Distrubuted Operating Systems

Agent Based Distrubuted Workload Scheduling
(ABDIWS)

Analyse Report
by Sadi Evren SEKER,Merdan Metin
Group Name : Distrubuted
Click for source codes in C++
1. The Purpose of Distrubuted Workload Management

Workload management supports the applications critical to enterprise business objectives and is concerned with the effective management of all types of processing tasks and transactions, as well as the maximum utilization of hardware and software resources. In functional terms, workload-management software schedules, analyzes, and monitors the processing of the enterprise-application environment.

Workload management assumes many of the traditional operating-system responsibilities at the network level. It dynamically allocates user activities across the enterprise to fully harness distributed heterogeneous computing resources.

While related to data and system management, workload management differs in key areas. Whereas data management provides a distributed data platform for all applications, workload management provides a distributed computational platform for all applications. Where system management focuses on hardware and software resources and is used by the operational staff, workload management focuses on supporting the computing workload of enterprise systems, and it is used directly or indirectly by the end users who are entrusted with running the business.

In this sense, workload management picks up where system management disciplines leave off. System management ensures that distributed-computing resources function properly, whereas workload management ensures that those computing resources are matched effectively with the requirements of the business-critical processes at the heart of the modern enterprise. Traditionally, workload management was not considered a distinct segment of the system-software market. With the strong shift toward heterogeneous enterprise-computing, however, workload management has become increasingly important. What makes this so important is the ability to harness the full power of distributed heterogeneous hardware and software.


2. Functional Aspects Of Workload Management
From a functional perspective, workload management involves the scheduling, analyzing, monitoring, and administration of distributed-application workload.
2.1. Workload Scheduling.

The most important and fundamental function of workload management is the dynamic scheduling of jobs using the best resources available. Depending on job requirements, scheduling can be based on one or more of the following criteria:

Resource availability. A job may require a specific system platform, a certain amount of memory, or a specific software license. Instead of having the user specify which host should process the job, workload scheduling dynamically matches the job requirements with the best-available computing resources. If requisite resources are not available, jobs can be deferred for batch execution.

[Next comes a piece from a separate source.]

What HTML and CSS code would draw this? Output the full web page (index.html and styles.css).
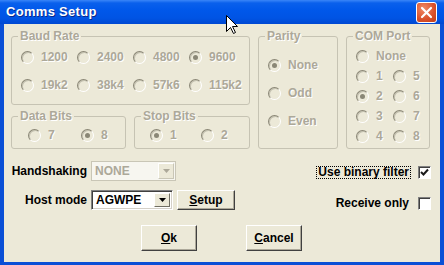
FILE: index.html
```html
<!DOCTYPE html>
<html lang="en">
<head>
    <meta charset="UTF-8">
    <title>Comms Setup</title>
    <link rel="stylesheet" href="styles.css">
</head>
<body>
    <div class="window">
        <div class="titlebar">
            <span class="title">Comms Setup</span>
            <span class="close">
                <svg width="13" height="13" viewBox="0 0 13 13"><path d="M2 2 L11 11 M11 2 L2 11" stroke="#fff" stroke-width="2.2" stroke-linecap="round"/></svg>
            </span>
        </div>

        <div class="client">
            <div class="groups">
                <div class="left-col">
                    <fieldset class="group baud">
                        <legend>Baud Rate</legend>
                        <div class="opts baud-opts">
                            <label class="opt"><span class="radio"></span>1200</label>
                            <label class="opt"><span class="radio"></span>2400</label>
                            <label class="opt"><span class="radio"></span>4800</label>
                            <label class="opt"><span class="radio checked"></span>9600</label>
                            <label class="opt"><span class="radio"></span>19k2</label>
                            <label class="opt"><span class="radio"></span>38k4</label>
                            <label class="opt"><span class="radio"></span>57k6</label>
                            <label class="opt"><span class="radio"></span>115k2</label>
                        </div>
                    </fieldset>
                    <div class="bits">
                        <fieldset class="group data">
                            <legend>Data Bits</legend>
                            <div class="opts data-opts">
                                <label class="opt"><span class="radio"></span>7</label>
                                <label class="opt"><span class="radio checked"></span>8</label>
                            </div>
                        </fieldset>
                        <fieldset class="group stop">
                            <legend>Stop Bits</legend>
                            <div class="opts stop-opts">
                                <label class="opt"><span class="radio checked"></span>1</label>
                                <label class="opt"><span class="radio"></span>2</label>
                            </div>
                        </fieldset>
                    </div>
                </div>

                <fieldset class="group parity">
                    <legend>Parity</legend>
                    <div class="opts parity-opts">
                        <label class="opt"><span class="radio checked"></span>None</label>
                        <label class="opt"><span class="radio"></span>Odd</label>
                        <label class="opt"><span class="radio"></span>Even</label>
                    </div>
                </fieldset>

                <fieldset class="group com">
                    <legend>COM Port</legend>
                    <div class="opts com-opts">
                        <label class="opt wide"><span class="radio"></span>None</label>
                        <label class="opt"><span class="radio"></span>1</label>
                        <label class="opt"><span class="radio"></span>5</label>
                        <label class="opt"><span class="radio checked"></span>2</label>
                        <label class="opt"><span class="radio"></span>6</label>
                        <label class="opt"><span class="radio"></span>3</label>
                        <label class="opt"><span class="radio"></span>7</label>
                        <label class="opt"><span class="radio"></span>4</label>
                        <label class="opt"><span class="radio"></span>8</label>
                    </div>
                </fieldset>
            </div>

            <div class="settings">
                <div class="fields">
                    <span class="label">Handshaking</span>
                    <div class="combo disabled">
                        <span class="value">NONE</span>
                        <span class="drop"><svg width="7" height="4" viewBox="0 0 7 4"><path d="M0 0 H7 L3.5 4 Z" fill="#aca899"/></svg></span>
                    </div>
                    <span></span>

                    <span class="label">Host mode</span>
                    <div class="combo">
                        <span class="value">AGWPE</span>
                        <span class="drop"><svg width="7" height="4" viewBox="0 0 7 4"><path d="M0 0 H7 L3.5 4 Z" fill="#000"/></svg></span>
                    </div>
                    <button class="btn setup"><u>S</u>etup</button>
                </div>

                <div class="checks">
                    <div class="check-row">
                        <span class="check-label focus">Use binary filter</span>
                        <span class="checkbox">
                            <svg width="9" height="9" viewBox="0 0 9 9"><path d="M1 4 L3.5 6.5 L8 1.5" stroke="#1a1a1a" stroke-width="2" fill="none"/></svg>
                        </span>
                    </div>
                    <div class="check-row">
                        <span class="check-label">Receive only</span>
                        <span class="checkbox"></span>
                    </div>
                </div>
            </div>

            <div class="actions">
                <button class="btn"><u>O</u>k</button>
                <button class="btn"><u>C</u>ancel</button>
            </div>
        </div>

        <!-- mouse pointer sitting on the title bar -->
        <svg class="cursor" width="13" height="20" viewBox="0 0 13 20">
            <path d="M0.5 0.5 L0.5 16.5 L4.5 12.5 L7.5 18.5 L9.5 17.5 L6.5 11.5 L11.5 11.5 Z" fill="#fff" stroke="#000" stroke-width="1"/>
        </svg>
    </div>
</body>
</html>
```

FILE: styles.css
```css
body {
    margin: 0;
    font-family: "Liberation Sans", Arial, sans-serif;
    font-size: 12px;
    font-weight: bold;
}

.window {
    position: relative;
    width: 444px;
    height: 265px;
    background-color: #0a4fd6;
    display: flex;
    flex-direction: column;
    overflow: hidden;
}

.titlebar {
    height: 24px;
    flex-shrink: 0;
    display: flex;
    align-items: center;
    justify-content: space-between;
    padding: 0 7px 0 6px;
    background: linear-gradient(#3a86f8 0, #0a60ec 3px, #0058ea 10px, #0054e4 18px, #0048d2 24px);
    box-sizing: border-box;
}

.title {
    color: white;
    font-size: 13px;
    letter-spacing: 0.3px;
    text-shadow: 1px 1px 0 #0a2a8c;
    margin-top: -1px;
}

.close {
    width: 19px;
    height: 19px;
    display: flex;
    align-items: center;
    justify-content: center;
    border: 1px solid white;
    border-radius: 3px;
    background: radial-gradient(circle at 35% 30%, #f08a66, #d9502a 60%, #c03d18);
    margin-top: 1px;
}

.client {
    flex: 1;
    margin: 0 4px 3px 4px;
    background-color: #ece9d8;
}

/* group boxes */
.groups {
    display: flex;
    gap: 8px;
    padding: 5px 0 0 7px;
}

.left-col {
    display: flex;
    flex-direction: column;
    gap: 4px;
}

.bits {
    display: flex;
    gap: 8px;
}

.group {
    margin: 0;
    padding: 0;
    border: 1px solid #c6c3b3;
    border-radius: 3px;
    box-sizing: border-box;
    min-width: 0;
}

.group legend {
    margin-left: 6px;
    padding: 0 2px;
    line-height: 14px;
    color: #aca899;
    text-shadow: 1px 1px 0 #fff;
}

.baud {
    width: 239px;
    height: 76px;
}

.data {
    width: 115px;
    height: 40px;
}

.stop {
    width: 116px;
    height: 40px;
}

.parity {
    width: 80px;
    height: 120px;
}

.com {
    width: 84px;
    height: 120px;
}

.opts {
    display: grid;
}

.baud-opts {
    grid-template-columns: repeat(4, 56px);
    row-gap: 14px;
    padding: 7px 0 0 9px;
}

.data-opts {
    grid-template-columns: 53px 53px;
    padding: 5px 0 0 16px;
}

.stop-opts {
    grid-template-columns: 51px 51px;
    padding: 5px 0 0 15px;
}

.parity-opts {
    grid-template-columns: 1fr;
    row-gap: 14px;
    padding: 15px 0 0 9px;
}

.com-opts {
    grid-template-columns: 37px 37px;
    row-gap: 6px;
    padding: 6px 0 0 9px;
}

.com-opts .wide {
    grid-column: span 2;
}

.opt {
    display: flex;
    align-items: center;
    height: 14px;
    line-height: 14px;
    color: #aca899;
    text-shadow: 1px 1px 0 #fff;
    white-space: nowrap;
}

.radio {
    position: relative;
    width: 11px;
    height: 11px;
    margin-right: 7px;
    border: 1px solid;
    border-color: #8a8776 #fff #fff #8a8776;
    border-radius: 50%;
    box-shadow: inset 1px 1px 0 #c4c1b0;
    background-color: #ece9d8;
    flex-shrink: 0;
}

.radio.checked::after {
    content: "";
    position: absolute;
    left: 3px;
    top: 3px;
    width: 5px;
    height: 5px;
    border-radius: 50%;
    background-color: #8a8776;
}

/* handshaking / host mode and the check boxes */
.settings {
    display: flex;
    justify-content: space-between;
    margin-top: 12px;
    padding-right: 9px;
}

.fields {
    display: grid;
    grid-template-columns: 83px 82px auto;
    grid-auto-rows: 20px;
    column-gap: 4px;
    row-gap: 9px;
}

.label {
    align-self: center;
    text-align: right;
    color: black;
}

.combo {
    display: flex;
    align-items: center;
    justify-content: space-between;
    box-sizing: border-box;
    height: 20px;
    padding: 2px;
    border: 1px solid;
    border-color: #808080 #fff #fff #808080;
    box-shadow: inset 1px 1px 0 #404040, inset -1px -1px 0 #d4d0c8;
    background-color: white;
}

.combo .value {
    padding-left: 2px;
}

.combo.disabled {
    width: 85px;
    border: 1px solid #c9c6b6;
    box-shadow: none;
    background-color: #f7f6f0;
    color: #aca899;
    padding: 1px;
}

.drop {
    width: 16px;
    height: 14px;
    box-sizing: border-box;
    display: flex;
    align-items: center;
    justify-content: center;
    background-color: #ece9d8;
    border: 1px solid;
    border-color: #fff #716f64 #716f64 #fff;
}

.combo.disabled .drop {
    height: 16px;
    border-color: #fff #c9c6b6 #c9c6b6 #fff;
}

.btn {
    font-family: inherit;
    font-size: 12px;
    font-weight: bold;
    color: black;
    padding: 0;
    background-color: #ece9d8;
    border: 1px solid;
    border-color: #fff #404040 #404040 #fff;
    box-shadow: inset -1px -1px 0 #aca899;
    cursor: pointer;
}

.setup {
    width: 58px;
}

.checks {
    display: flex;
    flex-direction: column;
    align-items: flex-end;
    gap: 11px;
    margin-top: 1px;
}

.check-row {
    display: flex;
    align-items: center;
    gap: 7px;
    height: 20px;
}

.check-label {
    padding: 0 1px;
    border: 1px dotted transparent;
    line-height: 11px;
    color: black;
}

.check-label.focus {
    border-color: #000;
}

.checkbox {
    width: 11px;
    height: 11px;
    display: flex;
    align-items: center;
    justify-content: center;
    border: 1px solid;
    border-color: #808080 #fff #fff #808080;
    box-shadow: inset 1px 1px 0 #404040;
    background-color: white;
}

/* ok / cancel */
.actions {
    display: flex;
    gap: 49px;
    padding-left: 137px;
    margin-top: 12px;
}

.actions .btn {
    width: 56px;
    height: 26px;
}

.cursor {
    position: absolute;
    left: 226px;
    top: 15px;
}
```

Policies and priorities. Like other corporate assets, computing resources should be dedicated to the jobs that add value to an enterprise. Thus, the priorities associated with the jobs and the resource-sharing policies of the site must be considered in workload scheduling. User sites specify priorities and policies that are then enforced by the scheduling system.

Calendar-based scheduling. A job may need to be run periodically according to a calendar. This scheduling functionality is needed for repetitive jobs such as nightly database consolidation, weekly manufacturing planning, or biweekly payroll processing. While mainframe systems commonly support single-host job schedulers, job scheduling in distributed heterogeneous environments is done on a network-wide basis, involving the dynamic selection of the most appropriate hosts for the jobs.

Workflow and events. A set of interrelated jobs can form a natural flow of work that accomplishes a business task collectively. Job execution might depend on data availability, completion of other jobs, job-processing errors, and system-error conditions, but it should be independent of the hosts to which individual jobs are assigned.

Because jobs frequently must use a combination of scheduling criteria, the four preceding criteria of workload scheduling must be supported and integrated into a unified set of products.


2.2. Workload Analysis

Whereas workload scheduling optimizes workload performance while ensuring reliable workload processing, workload analysis evaluates workload data to assess overall system performance. Workload analysis uses data pertaining to:

  • the load and availability of computing resources
  • the jobs processed and their resource usage
  • the system configuration for insight into workload characteristics

    Workload analysis can be used for capacity planning, system bottleneck identification and removal, system-performance tuning, system-upgrade planning, and future workload performance and requirement forecasting. As part of workload analysis, charge-back accounting calculates appropriate charges for resource usage. Workload analysis is a powerful means of implementing service-level agreements (SLAs), so IT departments and their users can establish a consensus on how technology supports business processes.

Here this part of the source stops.